The bill’s supporters note that the new law does not make any changes to, or exempt lenders from, Arizona’s interest rate rules.
Arizona Attorney General Mark Brnovich, a Republican who championed the legislation, dismissed the argument that the law will enable predatory behavior by financial companies.
“I think our track record speaks to the fact that we want to help Arizona consumers, and no Arizona consumers are going to be harmed by this,” he said Thursday in an interview.
Brnovich said he hopes that Arizona will reap economic benefit from being the first state to establish a regulatory sandbox for financial companies. The goal is to attract more of the venture-capital dollars that today go to states like California and New York.
Weninger, a Republican from suburban Phoenix, compared the effort to lure fintech firms to Arizona with steps the Grand Canyon State has taken to become a leader in the testing of autonomous cars. (The latter experiment has drawn scrutiny in recent days, following the death of a pedestrian in Tempe who was hit by one of Uber’s autonomous vehicles.)
“I think we can do the same thing with fintech. I think we can do the same thing with blockchain and digital currencies,” Weninger said in an interview Thursday.
Arizona officials drew inspiration from the U.K., where the government hails its own regulatory sandbox as a success.
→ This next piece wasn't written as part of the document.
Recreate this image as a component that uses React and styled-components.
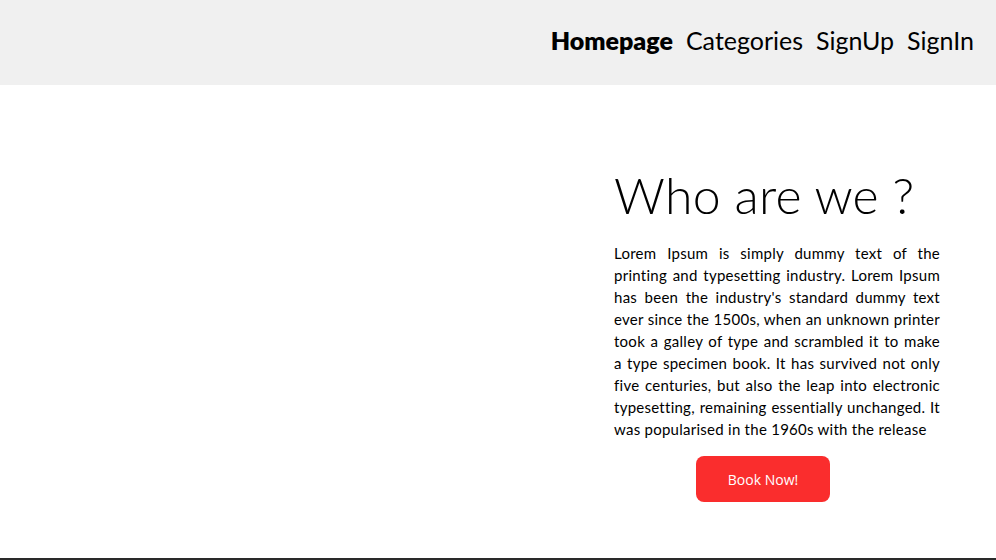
import React from 'react';
import styled, { createGlobalStyle } from 'styled-components';

const GlobalStyle = createGlobalStyle`
    html, body {
        margin: 0;
        padding: 0;
        background: #ffffff;
        font-family: "Lato", "Open Sans", sans-serif;
        color: #000000;
    }
`;

const Page = styled.div`
    width: 100%;
    min-height: 560px;
    display: flex;
    flex-direction: column;
`;

const Header = styled.header`
    height: 85px;
    background: #f0f0f0;
    display: flex;
    align-items: center;
    justify-content: flex-end;
    padding: 0 22px 5px 0;
    box-sizing: border-box;
`;

const Nav = styled.nav`
    display: flex;
    gap: 13px;
`;

const NavLink = styled.a`
    font-size: 25px;
    font-weight: ${p => (p.$active ? 800 : 400)};
    color: #000000;
    text-decoration: none;
`;

const Main = styled.main`
    flex: 1;
    display: grid;
    grid-template-columns: 1fr 326px;
    padding: 80px 56px 0 0;
    box-sizing: border-box;
`;

const Visual = styled.div``;

const About = styled.section`
    display: flex;
    flex-direction: column;
`;

const Title = styled.h1`
    margin: 0;
    font-size: 50px;
    font-weight: 300;
    line-height: 60px;
    letter-spacing: 0.2px;
`;

const Text = styled.p`
    margin: 17px 0 0;
    font-size: 15px;
    line-height: 22px;
    letter-spacing: 0.26px;
    text-align: justify;
`;

const BookButton = styled.button`
    align-self: flex-start;
    margin: 16px 0 0 82px;
    width: 134px;
    height: 46px;
    border: none;
    border-radius: 8px;
    background: #fa2d2d;
    color: #ffffff;
    font-family: "Open Sans", sans-serif;
    font-size: 14px;
    cursor: pointer;
`;

const Footer = styled.footer`
    height: 2px;
    background: #2a2a2a;
`;

export default function App() {
    return (
        <Page>
            <GlobalStyle />
            <Header>
                <Nav>
                    <NavLink $active href="#">Homepage</NavLink>
                    <NavLink href="#">Categories</NavLink>
                    <NavLink href="#">SignUp</NavLink>
                    <NavLink href="#">SignIn</NavLink>
                </Nav>
            </Header>
            <Main>
                <Visual />
                <About>
                    <Title>Who are we ?</Title>
                    <Text>
                        Lorem Ipsum is simply dummy text of the printing and typesetting industry. Lorem Ipsum
                        has been the industry's standard dummy text ever since the 1500s, when an unknown printer
                        took a galley of type and scrambled it to make a{'\u00a0'}type specimen book. It has survived not
                        only five centuries, but also the leap into electronic typesetting, remaining essentially
                        unchanged. It was popularised in the 1960s with the release
                    </Text>
                    <BookButton>Book Now!</BookButton>
                </About>
            </Main>
            <Footer />
        </Page>
    );
}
In a report last fall, the U.K.’s Financial Conduct Authority found that its year-old experiment had reduced the time and cost of getting new ideas into the market and helped facilitate access to capital for innovators.
Following a six-month testing period, around 90% of participating firms continued toward a wider launch of their products, the U.K. report stated.
At an industry conference last October, Christopher Woolard, director of strategy and competition at the Financial Conduct Authority, said that firms that participate in the regulatory sandbox must still abide by consumer protection rules.
“There is no point in having sandboxes where there’s a sort of race to the bottom,” he said.
Many in the U.S. fintech industry lament the absence of a similarly bold initiative by financial regulators in Washington. The Consumer Financial Protection Bureau’s Project Catalyst, an effort to encourage consumer-friendly innovation, has failed to gain much traction.
Arizona is not the only state where lawmakers have been eyeing the possibility of establishing a regulatory sandbox for fintech companies. Similar legislation is currently under consideration in Illinois, where it has also drawn opposition from consumer advocacy groups.